Who is doing all this thinking? I would like to see it done by the Minister. I believe it is his job to think ahead about the total transport needs of the country and, when he has worked out plans, to try to relate it to the different branches of transport. The United States has recently invested 200,000 dollars in exactly this sort of survey of future requirements.

Mr. Speaker

. I am in an astonishingly indulgent mood, but I find it difficult to relate United States surveys to the British Transport Commission Bill.

Mr. Benn

I did not know whether I was in order, Mr. Speaker, or whether you were interested. I was hoping that both were the case. At any rate, I have come to my last few sentences and hope my peroration will not be out of order.

This Government face transport problems greater than those faced by any Government in the past. Most of them are predictable, if only someone will think ahead about them. We have recently had a new Minister.

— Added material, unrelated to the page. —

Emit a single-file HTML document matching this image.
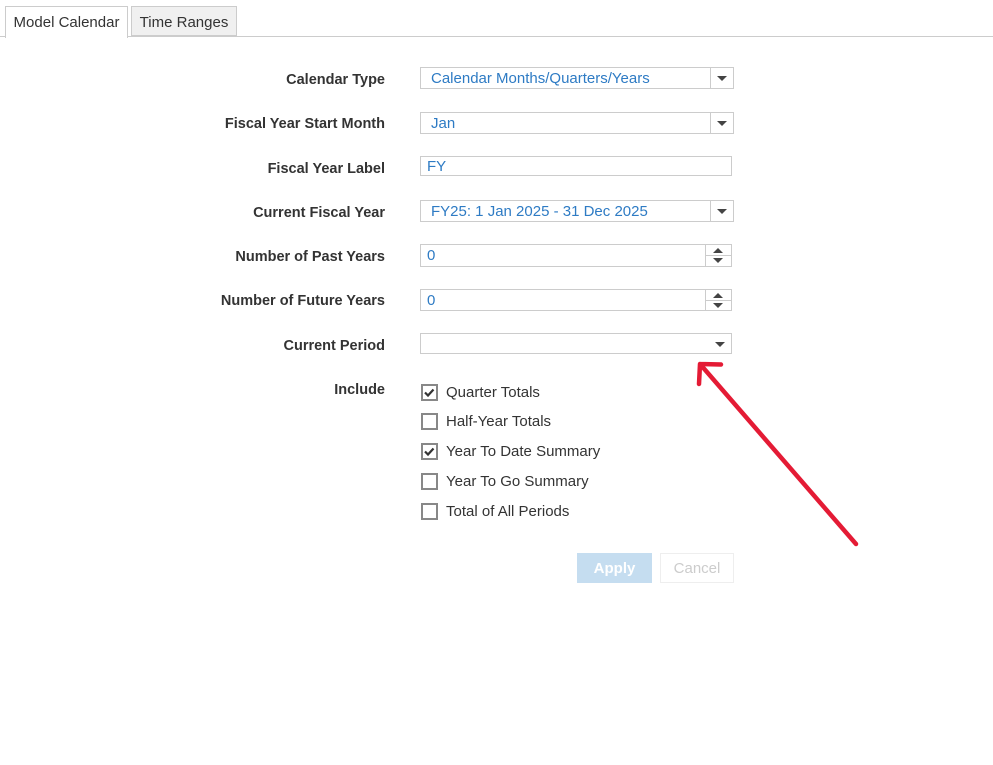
<!DOCTYPE html>
<html><head><meta charset="utf-8"><style>
body{margin:0;width:993px;height:765px;background:#fff;font-family:"Liberation Sans",Arial,sans-serif;position:relative;overflow:hidden;color:#333}
.a{position:absolute}
.tab{position:absolute;top:6px;height:30px;line-height:31px;font-size:15px;border:1px solid #ccc;box-sizing:border-box;color:#333;white-space:nowrap;text-align:center}
.lbl{position:absolute;right:608px;font-weight:bold;font-size:14.5px;color:#333;white-space:nowrap}
.box{position:absolute;left:420px;border:1px solid #ccc;box-sizing:border-box;height:22px;font-size:15px;color:#2e7bc4;line-height:21px;white-space:nowrap}
.dd{position:absolute;right:0;top:0;bottom:0;width:22px;border-left:1px solid #ccc}
.tri{position:absolute;width:0;height:0;border-left:5px solid transparent;border-right:5px solid transparent;border-top:5px solid #444}
.cb{position:absolute;left:421px;width:17px;height:17px;border:2px solid #888;box-sizing:border-box;background:#fff}
.ct{position:absolute;left:446px;font-size:15px;color:#333;white-space:nowrap}
</style></head><body>
<div class="a" style="left:0;top:36px;width:993px;height:1px;background:#ccc"></div>
<div class="tab" style="left:5px;width:123px;height:32px;border-bottom:none;background:#fff">Model Calendar</div>
<div class="tab" style="left:131px;width:106px;background:#f0f0f0">Time Ranges</div>

<div class="lbl" style="top:72px">Calendar Type</div>
<div class="lbl" style="top:116px">Fiscal Year Start Month</div>
<div class="lbl" style="top:161px">Fiscal Year Label</div>
<div class="lbl" style="top:205px">Current Fiscal Year</div>
<div class="lbl" style="top:249px">Number of Past Years</div>
<div class="lbl" style="top:293px">Number of Future Years</div>
<div class="lbl" style="top:338px">Current Period</div>
<div class="lbl" style="top:382px">Include</div>

<div class="box" style="top:67px;width:314px;padding-left:10px">Calendar Months/Quarters/Years<div class="dd"><div class="tri" style="left:6px;top:8px"></div></div></div>
<div class="box" style="top:112px;width:314px;padding-left:10px">Jan<div class="dd"><div class="tri" style="left:6px;top:8px"></div></div></div>
<div class="box" style="top:156px;width:312px;height:20px;padding-left:6px;line-height:20px">FY</div>
<div class="box" style="top:200px;width:314px;padding-left:10px">FY25: 1 Jan 2025 - 31 Dec 2025<div class="dd"><div class="tri" style="left:6px;top:8px"></div></div></div>
<div class="box" style="top:244px;width:312px;height:23px;padding-left:6px;line-height:22px">0<div class="dd" style="width:25px"><div class="a" style="left:0;right:0;top:10px;height:1px;background:#ccc"></div><div class="tri" style="left:7px;top:3px;border-top:none;border-bottom:5px solid #444"></div><div class="tri" style="left:7px;top:13px"></div></div></div>
<div class="box" style="top:289px;width:312px;height:22px;padding-left:6px;line-height:21px">0<div class="dd" style="width:25px"><div class="a" style="left:0;right:0;top:10px;height:1px;background:#ccc"></div><div class="tri" style="left:7px;top:3px;border-top:none;border-bottom:5px solid #444"></div><div class="tri" style="left:7px;top:13px"></div></div></div>
<div class="box" style="top:333px;width:312px;height:21px"><div class="tri" style="right:6px;top:8px"></div></div>

<div class="cb" style="top:384px"></div><div class="ct" style="top:384px">Quarter Totals</div>
<div class="cb" style="top:413px"></div><div class="ct" style="top:413px">Half-Year Totals</div>
<div class="cb" style="top:443px"></div><div class="ct" style="top:443px">Year To Date Summary</div>
<div class="cb" style="top:473px"></div><div class="ct" style="top:473px">Year To Go Summary</div>
<div class="cb" style="top:503px"></div><div class="ct" style="top:503px">Total of All Periods</div>

<svg class="a" style="left:0;top:0" width="993" height="765">
<path d="M425 392.5l3 3 5.5-6M425 451.5l3 3 5.5-6" stroke="#333" stroke-width="2.2" fill="none"/>
<path d="M856 544L700 364M700 364L721 364.5M700 364L699 384" stroke="#e41b35" stroke-width="4.5" stroke-linecap="round" fill="none"/>
</svg>

<div class="a" style="left:577px;top:553px;width:75px;height:30px;background:#c5ddf0;color:#fff;font-size:15px;font-weight:bold;text-align:center;line-height:31px">Apply</div>
<div class="a" style="left:660px;top:553px;width:74px;height:30px;border:1px solid #eee;box-sizing:border-box;color:#ccc;font-size:15px;text-align:center;line-height:29px">Cancel</div>
</body></html>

We have admired, encouraged and supported him, but we have had nothing but delay on some of the basic decisions. Today, we have been told that the Victoria Line tube, which has been referred to many committees, is to be delayed again by the planning authority. We are told that the acquisition of sites is to be delayed, and the whole question of branch lines is also to be delayed. This Government will be judged, rightly, not by the bright ideas flowing from the right hon. Gentleman's Department, but by the forward-thinking and action that it takes. We believe that there must very soon be a clear Government statement about all this, and we shall want to debate it as soon as it is available.

9.32 p.m.

The Joint Parliamentary Secretary to the Ministry of Transport (Mr. John Hay)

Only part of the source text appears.